Le 4 février 1957, devant la commission politique de l'Assemblée générale de l'ONU, Christian Pineau doit défendre la France, accusée par les nationalistes algériens des pires atrocités dans une brochure diffusée à l'ONU[1], puis le président de la République René Coty reçoit le 22 mars une « lettre ouverte » de personnalités avec des témoignages qui montrent que de "jeunes soldats se trouvent amenés, sans l'avoir voulu, à participer à des actions que doit réprouver toute conscience humaine et que condamne solennellement la Déclaration des droits de l'homme"[1]. et en mars, se succèdent les révélations et spectaculaires décisions de patriotes comme la lettre publiée dans L'Express le 27 mars ou Vercors qui renvoie sa légion d'honneur au président Coty[1].

Histoire

Résumé
Contexte

Création

En 1957, la commission est créée et ses membres sont nommés[a]. Selon l'historien Pierre Vidal-Naquet, l'annonce de sa création a produit un triple effet "peur pour les coupables, espoir pour les victimes, soulagement enfin parmi ceux qui avaient jusqu'alors protesté en vain contre les formes prises par la répression"[1].

Elle a pour président Pierre Béteille, conseiller à la Cour de cassation, ses membres nommés en 1957 sont[a] et pour secrétaire général Maurice Garçon, avocat à la cour d'appel de Paris, membre de l'Académie française[1].

Rapport de septembre 1957

Une session extraordinaire de l'Assemblée nationale est prévue en septembre pour répondre aux accusations de l'ONU. Le PCF y interpelle le gouvernement à propos d'Henri Alleg et de Maurice Audin, Jacques Duclos demandant que les conclusions de la Commission de sauvegarde « soient rendues publiques ainsi que les rapports »[1].

Le , la commission remet un rapport au président du Conseil, Maurice Bourgès-Maunoury[2],[3].

Changements de 1958 et 1959

En 1958, elle reçoit sa mission[b], elle change de président, et sa composition est modifiée[c].

En 1959, elle reçoit à nouveau sa mission[d] et des membres sont nommés[e].

En 1961, après la démission de plusieurs membres[4], de nouveaux membres sont nommés pour les remplacer[f].

Dissolution en 1963

En 1963, elle est dissoute[g].

Fonctionnement

Selon l'historienne Raphaëlle Branche, qui a enquêté sur le travail de cette commission et sa mémoire, de par son fonctionnement et le fait qu'elle doive se contenter de "demander aux parquets des renseignements" sur les affaires suivies[1], la Commission de sauvegarde" semble destinée à compléter la liste des commissions « béni oui-oui » nommées par le pouvoir"[1]. La commission ne jouit d'aucun budget propre.

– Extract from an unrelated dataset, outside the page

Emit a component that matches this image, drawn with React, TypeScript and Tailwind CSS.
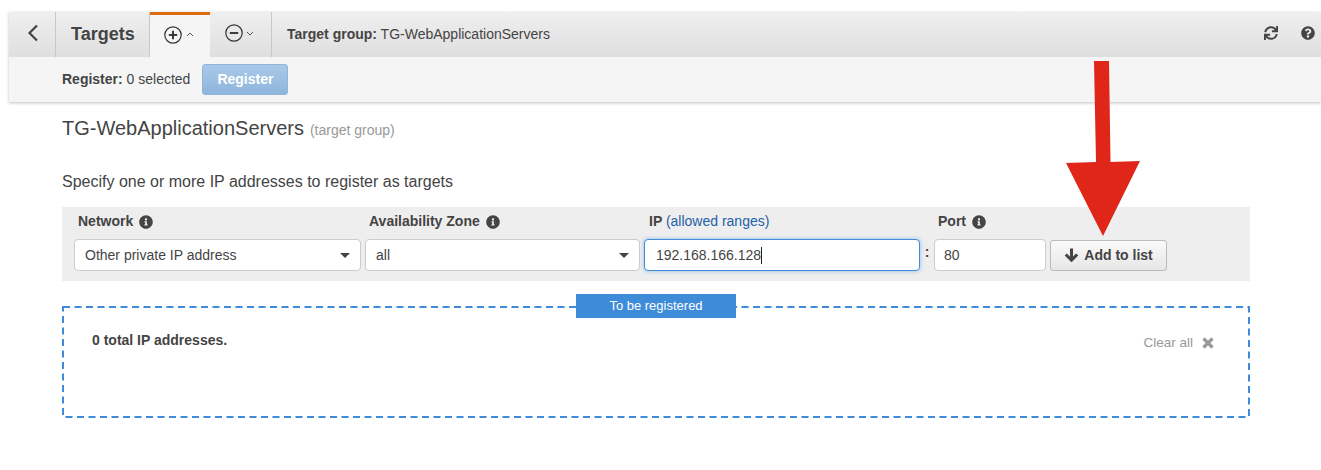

Ses voyages sont soumis au gouvernement général. Ses menbres doivent tous "passer par lui pour obtenir des moyens de transport". Les visites sont parfois préparées à l'avance par des officiers[1].

Par ailleurs, les membres sont très hétérogènes: leurs conceptions de cette mission varient beaucoup d'une personne à l'autre[1]. Dès juin 1957, "se dessine une opposition entre eux[1].

Analyse et mémoire

Selon Raphaëlle Branche, même si tous ses membres ont àsa création en mai 1957 "à cœur de mener cette mission du mieux possible", par la suite une "unanimité semble réunie pour conclure à l'inefficacité de cette commission", beaucoup considérant qu'elle n'a servi qu'à "détourner l'indignation qui commençait à se manifester"[1], tandis qu'il faut souvent un "effort pour se souvenir de son existence" aux militaires en activité en Algérie à l'époque de son travail[1].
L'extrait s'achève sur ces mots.